Whilst subsection 392-5(3) outlines some of the particular information that the Commissioner may require in the approved form, paragraph 1.291 of the Explanatory Memorandum to the Tax Laws Amendment (2009 Budget Measures No. 2) Bill 2009 also provides:

The legislative guidance that is provided on what the Commissioner may require in the approved form does not in any way limit the information that the Commissioner may or may not require.

The approved form requires providers to report the amount of 'discount from taxed upfront schemes - eligible for reduction'.

The Company provided Plan Shares to Participants at a discount which were taxed under Subdivision 83A-B of the Income Tax Assessment Act 1997 (ITAA 1997) and as such, the Company had a reporting obligation under section 392-5.

Participants were entitled to reduce the amount of the discount included in their assessable income under subsection 83A-25(1) of the ITAA 1997 by up to $1,000 as at that time, all of the requirements in subsection 83A-35(1) were satisfied.

Accordingly, the Company provided statements for the Plan Shares in accordance with section 392-5 which specified the discount amount that was taxed under Subdivision 83A-B of the ITAA 1997 and eligible for a reduction under subsection 83A-35(1).

Amendments to ESS statements

If a company becomes aware of any material change to or omission from any information given to its employees under Division 392, then it is required to advise the Commissioner or employees, as applicable, of the change or provide the omitted information to the Commissioner or employees, as applicable, under section 392-10.

Upon implementation of the Scheme, all issued shares in the Company were disposed of to the Purchaser, which acquired 100% of the membership interests in the Company on completion of the transaction.

As such, it is necessary to determine whether this constitutes a material change to the statements provided under section 392-5 resulting in the Company having an obligation under section 392-10 to make an amendment to the section 392-5 statements previously provided.

Amongst the conditions that must be met for section 83A-35 of the ITAA 1997 to operate are those contained in section 83A-45. Apart from subsection 83A-45(4) of the ITAA 1997, all Plan Shares granted under the ESO satisfied the requirements to allow the amount to be included in assessable income to be reduced in accordance with subsection 83A-35(1).

Minimum holding period

The minimum holding period provisions are detailed in subsections 83A-45(4) and (5) of the ITAA 1997. Subsection 83A-45(4) of the ITAA 1997 requires the scheme to be operated, at all times during the minimum holding period of the ESS interest, on the basis that all participants acquiring an ESS interest under the scheme are constrained from disposing of their ESS interest during the ESS interest's minimum holding period. An ESS interest's minimum holding period starts when the ESS interest is acquired under the scheme and ends three years later or when the employee's employment ceases, whichever is earlier (subsection 83A-45(5) of the ITAA 1997).

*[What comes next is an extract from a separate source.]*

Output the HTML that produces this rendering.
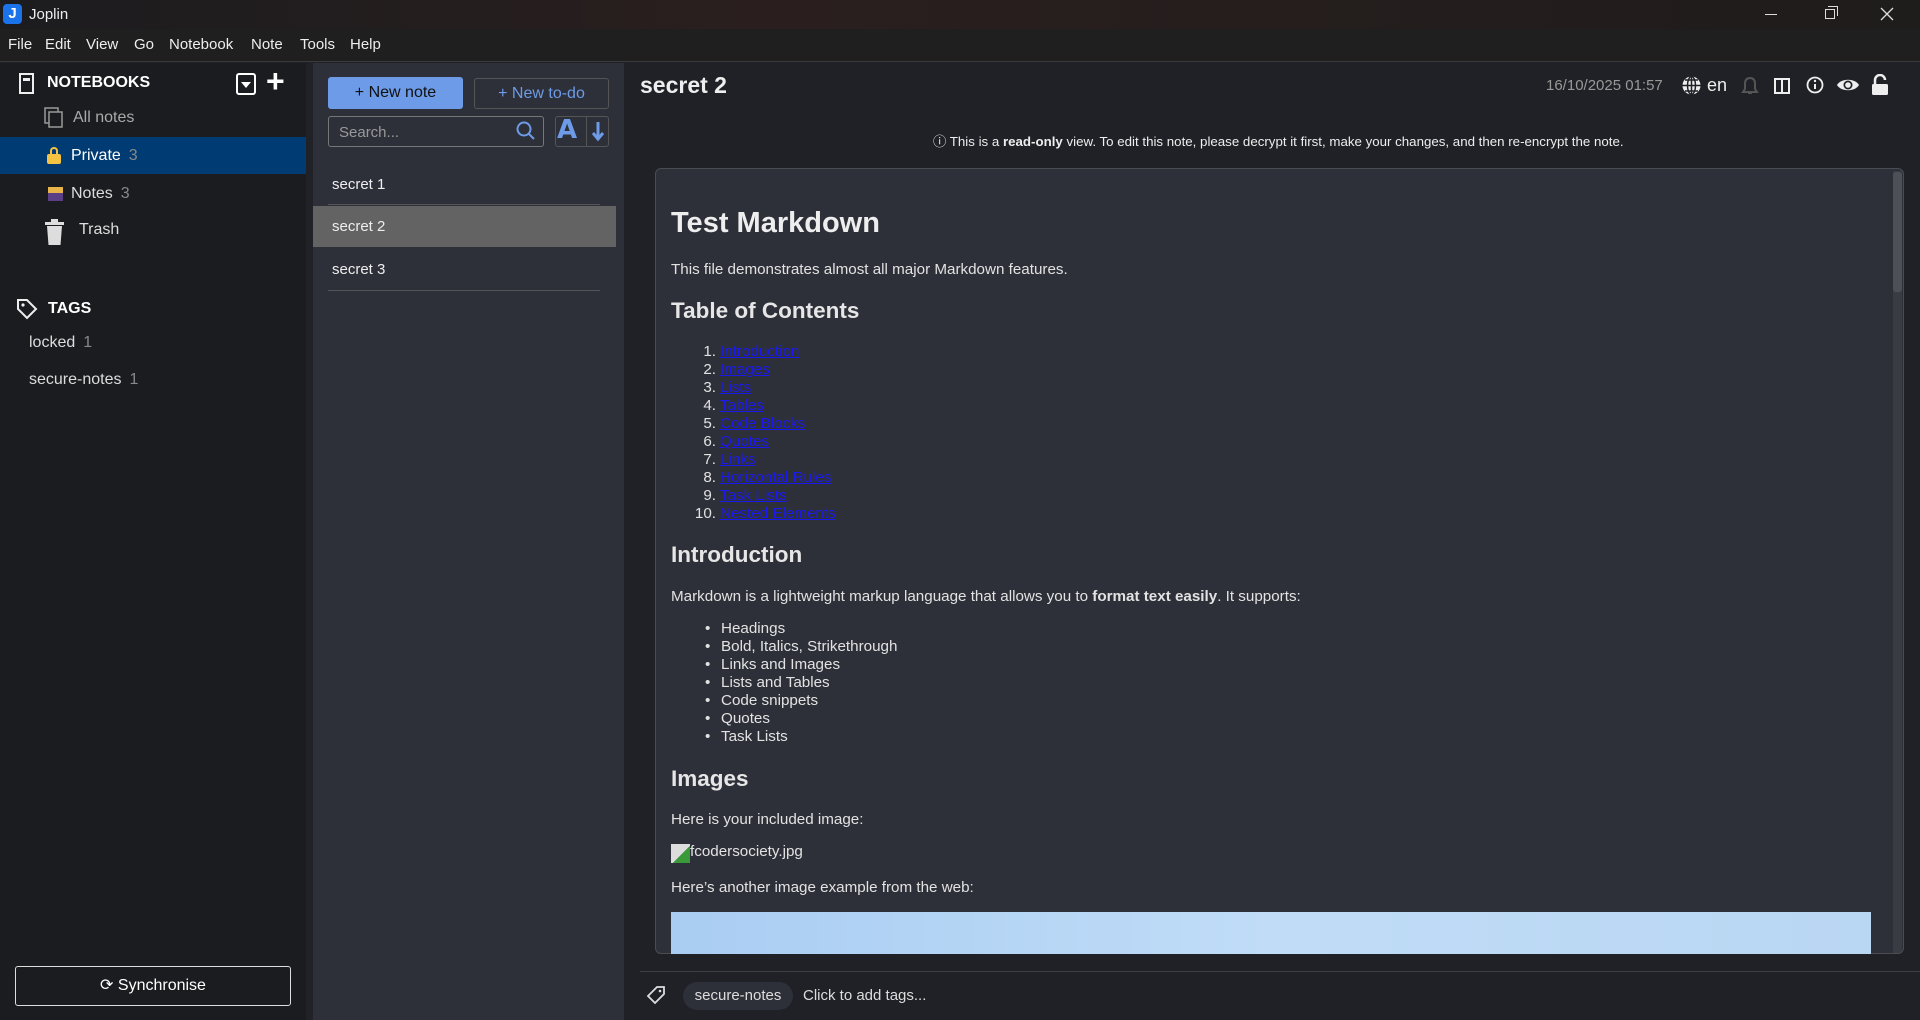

Given that all the membership interests in the Company were acquired pursuant to the Scheme of Arrangement as stated by the Company, then the remaining consideration is whether the operators of the scheme intended for subsection 83A-45(4) of the ITAA 1997 to apply to the ESS interests during the three years after the acquisition of the interests.

The operators of the scheme would fail the test if they had either:

•                 allowed participants to dispose of their interests prior to the end of their minimum holding period, or

•                 there was objective evidence that the scheme was not operated to prevent the participants from doing so.

Accordingly, the Commissioner will consider whether to exercise his discretion under subsection 83A-45(5) of the ITAA 1997 to allow the minimum holding period for Plan Shares granted under the Plan to be reduced.

As the Plan Rules specifies a minimum holding period of three years and there is no evidence that any such disposal has been allowed, there is objective evidence that the scheme operated to prevent the Participants from disposing of their interests before the end of the minimum holding period.

The Participants acquired indeterminate rights under section 83A-340 of the ITAA 1997 when they accepted the offer to participate in the ESO as the total value of the Plan Shares that they would receive was specified but the quantum of Plan Shares was not known until the Plan Shares were issued and registered in their names quarterly during the income year.

Subsection 83A-340(2) of the ITAA 1997 provides that Division 83A applies as if the right had always been a right to acquire the beneficial interest in the share. As a result, the indeterminate right is acquired by the Participants at the time that they accept the Company's offer to participate in the ESO. Offers to participate in the ESO were made by the Company and accepted by the Participants prior to the Purchaser approaching the Company to commence discussions regarding the acquisition of shares in the Company

Where interests were allocated after the time that it became clear that a sale to the Purchaser was imminent the Commissioner would not accept that the scheme was operated to prevent the Participants from disposing of their interests before the end of the minimum holding period.

As this is not the case, the Commissioner finds the requirements of subparagraphs 83A-45(5)(a)(i) and (ii) of the ITAA 1997 to be satisfied. The Commissioner will exercise his discretion under paragraph 83A-45(5)(a) of the ITAA 1997 to allow the minimum holding period for Plan Shares that qualify for concessional treatment under section 83A-35 to be reduced.

Conclusion

All Plan Shares granted under the Employee Share Offer (ESO) satisfied the requirements to allow the amount to be included in assessable income to be reduced in accordance with subsection 83A-35(1) of the ITAA 1997.

As such, the Commissioner is satisfied that there have been no material changes to the statements provided under 392-5 and the Company does not have an obligation under 392-10 to make an amendment to the section 392-5 statements previously provided.